Elogio à beleza

Texto de Alex Castro, que reproduzo aqui porque o próprio autor não o tem mais publicado em seu site, embora continue sendo uma percepção muito válida de como o nosso preconceito se estende até para áreas aparentemente unanimes, como a beleza.

Um escritor argentino, autor do livro de memórias “Feio”, está querendo criar um imposto sobre a beleza. Segundo ele, os belos obtém tantas vantagens adicionais que é justo que paguem impostos adicionais.

Obviamente, a proposta é imbecil mas, segundo o feioso autor, a idéia é provocar um debate. Então, vamos a ele: eu discordo. Mesmo sendo do Rio, a cidade mais obcecada com beleza física do mundo, eu ainda assim acho que a beleza anda menosprezada.

Se eu subo na vida pela minha inteligência, ou pela minha força física, ou pelo meu talento musical, ou até mesmo pela minha capacidade de fazer gols, tudo bem. Mas, de algum modo, subir na vida pela beleza é visto como algo baixo, leviano, fútil, sem valor, anti-meritocrático.

Quantas mulheres feias já não apontaram pra superiores gostosonas e acusaram: “Você só foi promovida por ser linda!”? Mas, por outro lado, quantas vezes homens burros apontaram para superiores e acusaram: “Você só foi promovido por ser mais inteligente que eu!”? Ninguém se sente injustiçado ao ser preterido pelo inteligente ou pelo talentoso, mas se perderem pro lindo, deus me livre, é um absurdo, um horror, uma injustiça!

Esse mito de que vencer pela beleza é menos meritocrático do que vencer pelo talento ou pela inteligência é uma das maiores mentiras que o lobby dos inteligentes já inventou.

É como o maneta tentando convencer o perneta a disputar uma corrida: ganhar pela queda de braço não conta. Ou a onça tentando convencer o ouriço de que seus espinhos são anti-esportivos: ele tem que encarar a onça de igual pra igual. E todos sabemos como acaba essa história.

O porco-espinho, como qualquer animal, tenta vencer usando as armas que possui, assim como os inteligentes tentam vencer pela inteligência e os talentosos, pelo talento. Errado são os lindos que caem no conto de que suas armas não tem valor, que vencer pela beleza não conta.

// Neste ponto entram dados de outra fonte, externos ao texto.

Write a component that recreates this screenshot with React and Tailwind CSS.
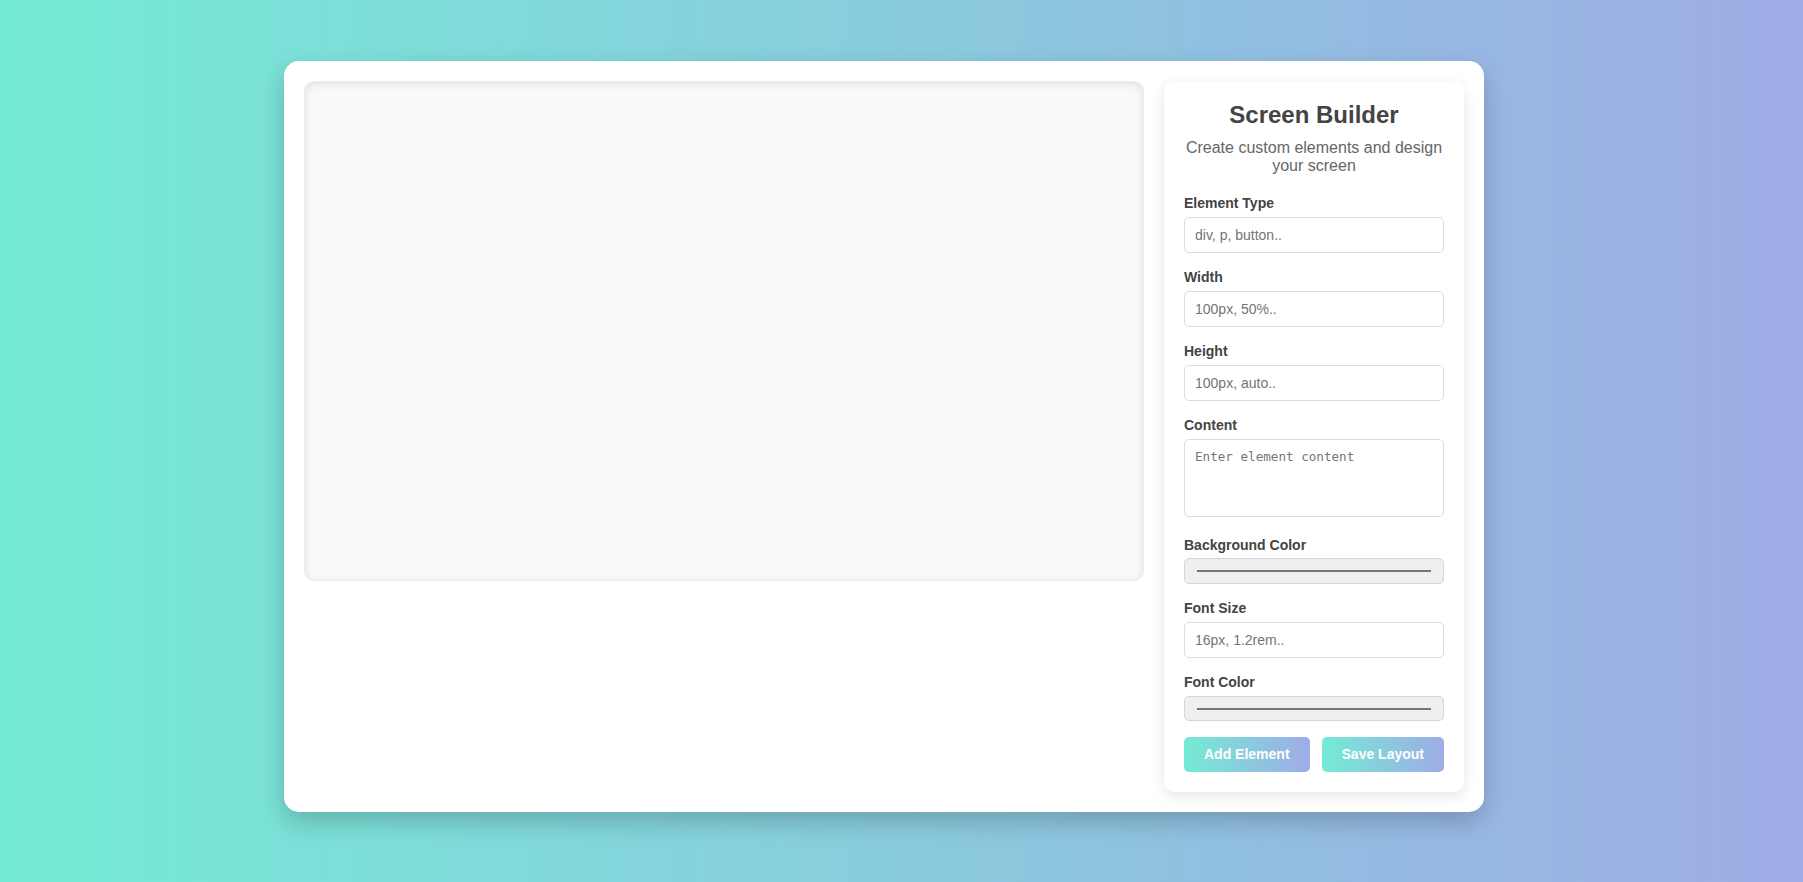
export default function App() {
  const field = "block w-full h-[36px] rounded-[5px] border border-[#dddddd] bg-white px-[10px] text-[14px] text-[#333] placeholder:text-[#757575] outline-none";
  const label = "block text-[14px] leading-[16px] font-bold text-[#444] mb-[6px]";
  return (
    <div className="min-h-screen w-full bg-[linear-gradient(to_right,#74ebd5,#9face6)] pt-[61px] pb-[69px]" style={{ fontFamily: '"Liberation Sans", Arial, sans-serif' }}>
      <div className="ml-[284px] w-[1200px] bg-white rounded-[15px] p-[20px] flex gap-[20px] items-start shadow-[0_10px_25px_rgba(0,0,0,0.2)]">
        <div className="flex-1 h-[500px] rounded-[10px] bg-[#f9f9f9] border border-[#ececec] shadow-[inset_0_2px_8px_rgba(0,0,0,0.1)]"></div>
        <div className="w-[300px] rounded-[10px] bg-white p-[20px] shadow-[0_4px_14px_rgba(0,0,0,0.1)]">
          <h2 className="text-center text-[24px] leading-[28px] font-bold text-[#444] mb-[10px]">Screen Builder</h2>
          <p className="text-center text-[16px] leading-[18px] text-[#666] mb-[20px]">Create custom elements and design your screen</p>

          <label className={label}>Element Type</label>
          <input className={field + " mb-[16px]"} placeholder="div, p, button.." />

          <label className={label}>Width</label>
          <input className={field + " mb-[16px]"} placeholder="100px, 50%.." />

          <label className={label}>Height</label>
          <input className={field + " mb-[16px]"} placeholder="100px, auto.." />

          <label className={label}>Content</label>
          <textarea className="block w-full h-[78px] rounded-[5px] border border-[#dddddd] bg-white px-[10px] pt-[9px] text-[12.6px] leading-[15px] text-[#333] placeholder:text-[#757575] outline-none resize-none mb-[20px]" style={{ fontFamily: '"DejaVu Sans Mono", "Liberation Mono", monospace' }} placeholder="Enter element content"></textarea>

          <label className={label + " !mb-[5px]"}>Background Color</label>
          <div className="h-[26px] w-full rounded-[5px] border border-[#d6d6d6] bg-[#efefef] flex items-center px-[12px] mb-[16px]">
            <div className="h-[2px] w-full bg-[#777]"></div>
          </div>

          <label className={label}>Font Size</label>
          <input className={field + " mb-[16px]"} placeholder="16px, 1.2rem.." />

          <label className={label}>Font Color</label>
          <div className="h-[25px] w-full rounded-[5px] border border-[#d6d6d6] bg-[#efefef] flex items-center px-[12px] mb-[16px]">
            <div className="h-[2px] w-full bg-[#777]"></div>
          </div>

          <div className="flex gap-[12px]">
            <button className="flex-auto h-[35px] rounded-[5px] bg-[linear-gradient(to_right,#74ebd5,#9face6)] text-white text-[14px] font-bold">Add Element</button>
            <button className="flex-auto h-[35px] rounded-[5px] bg-[linear-gradient(to_right,#74ebd5,#9face6)] text-white text-[14px] font-bold">Save Layout</button>
          </div>
        </div>
      </div>
    </div>
  );
}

Se eu tivesse pernas pra cruzar ou decote pra mostrar, eu usava com a mesma naturalidade que uso minha lábia e minha cara-de-pau para conseguir tudo o que eu quero.

Comentário extremamente preciso de um amigo:

“Bem, nada mais justo então do que os inteligentes usarem sua arma, a inteligência, para convencer os belos a não usarem as deles.”

Concordo. Feios e barrigudos, só resta mesmo aos inteligentes tentarem mudar as regras do jogo. Burro é quem acredita. Entretanto, eu sou vira-casaca: acho gente inteligente um porre e idolatro a beleza. Além disso, ser agente duplo para os belos tem muitas vantagens: ninguém sabe quem foi Michel Foucault ou André Brissac, por exemplo, mas os favores sexuais mais do que compensam.

Assim como o mito do valor inerente da leitura só existe porque as pessoas que gostam de ler têm um lobby mais influente do que as pessoas que gostam de jogar bola em terreno baldio, esse mito da beleza como método não-meritocrático de subir na vida só existe porque são os feios que escrevem pros jornais e fazem as leis.